What kernel version is this based on? It doesn't apply to
mm-everything, and I can't find 9a0181a3710eb anywhere.

> @@ -1555,28 +1473,35 @@ bool zswap_store(struct folio *folio)
>  insert_entry:
>  	entry->swpentry = swp;
>  	entry->objcg = objcg;
> -	if (objcg) {
> -		obj_cgroup_charge_zswap(objcg, entry->length);
> -		/* Account before objcg ref is moved to tree */
> -		count_objcg_event(objcg, ZSWPOUT);
> -	}
>  
> -	/* map */
> -	spin_lock(&tree->lock);
>  	/*
>  	 * The folio may have been dirtied again, invalidate the
>  	 * possibly stale entry before inserting the new entry.
>  	 */

The comment is now somewhat stale and somewhat out of place. It should
be above that `if (old)` part... See below.

> -	if (zswap_rb_insert(&tree->rbroot, entry, &dupentry) == -EEXIST) {
> -		zswap_invalidate_entry(tree, dupentry);
> -		WARN_ON(zswap_rb_insert(&tree->rbroot, entry, &dupentry));
> +	old = xa_store(tree, offset, entry, GFP_KERNEL);
> +	if (xa_is_err(old)) {
> +		int err = xa_err(old);
> +		if (err == -ENOMEM)
> +			zswap_reject_alloc_fail++;
> +		else
> +			WARN_ONCE(err, "%s: xa_store failed: %d\n",
> +				  __func__, err);
> +		goto store_failed;

No need to complicate it. If we have a bug there, an incorrect fail
stat bump is the least of our concerns. Also, no need for __func__
since that information is included in the WARN:

	if (xa_is_err(old)) {
		WARN_ONCE(err != -ENOMEM, "unexpected xarray error: %d\n", err);
		zswap_reject_alloc_fail++;
		goto store_failed;
	}

I think here is where that comment above should go:

	/*
	 * We may have had an existing entry that became stale when
	 * the folio was redirtied and now the new version is being
	 * swapped out. Get rid of the old.
	 */
> +	if (old)
> +		zswap_entry_free(old);
> +
> +	if (objcg) {
> +		obj_cgroup_charge_zswap(objcg, entry->length);
> +		/* Account before objcg ref is moved to tree */
> +		count_objcg_event(objcg, ZSWPOUT);
>  	}
> +
>  	if (entry->length) {
>  		INIT_LIST_HEAD(&entry->lru);
>  		zswap_lru_add(&zswap.list_lru, entry);
>  		atomic_inc(&zswap.nr_stored);
>  	}
> -	spin_unlock(&tree->lock);

We previously relied on the tree lock to finish initializing the entry
while it's already in tree. Now we rely on something else:

	1. Concurrent stores and invalidations are excluded by folio lock.
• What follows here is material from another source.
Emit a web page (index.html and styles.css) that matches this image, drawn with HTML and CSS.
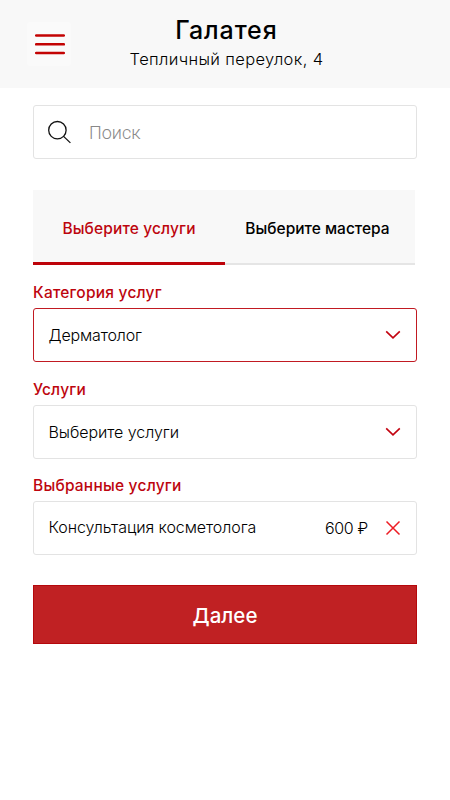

	2. Writeback is excluded by the entry not being on the LRU yet.
	   The publishing order matters to prevent writeback from seeing
	   an incoherent entry.

I think this deserves a comment.

>  	/* update stats */
>  	atomic_inc(&zswap_stored_pages);
> @@ -1585,6 +1510,12 @@ bool zswap_store(struct folio *folio)
>  
>  	return true;
>  
> +store_failed:
> +	if (!entry->length) {
> +		atomic_dec(&zswap_same_filled_pages);
> +		goto freepage;
> +	}

It'd be good to avoid the nested goto. Why not make the pool
operations conditional on entry->length instead:

store_failed:
	if (!entry->length)
		atomic_dec(&zswap_same_filled_pages);
	else {
		zpool_free(zswap_find_zpool(...));
put_pool:
		zswap_pool_put(entry->pool);
	}
freepage:

Not super pretty either, but it's a linear flow at least.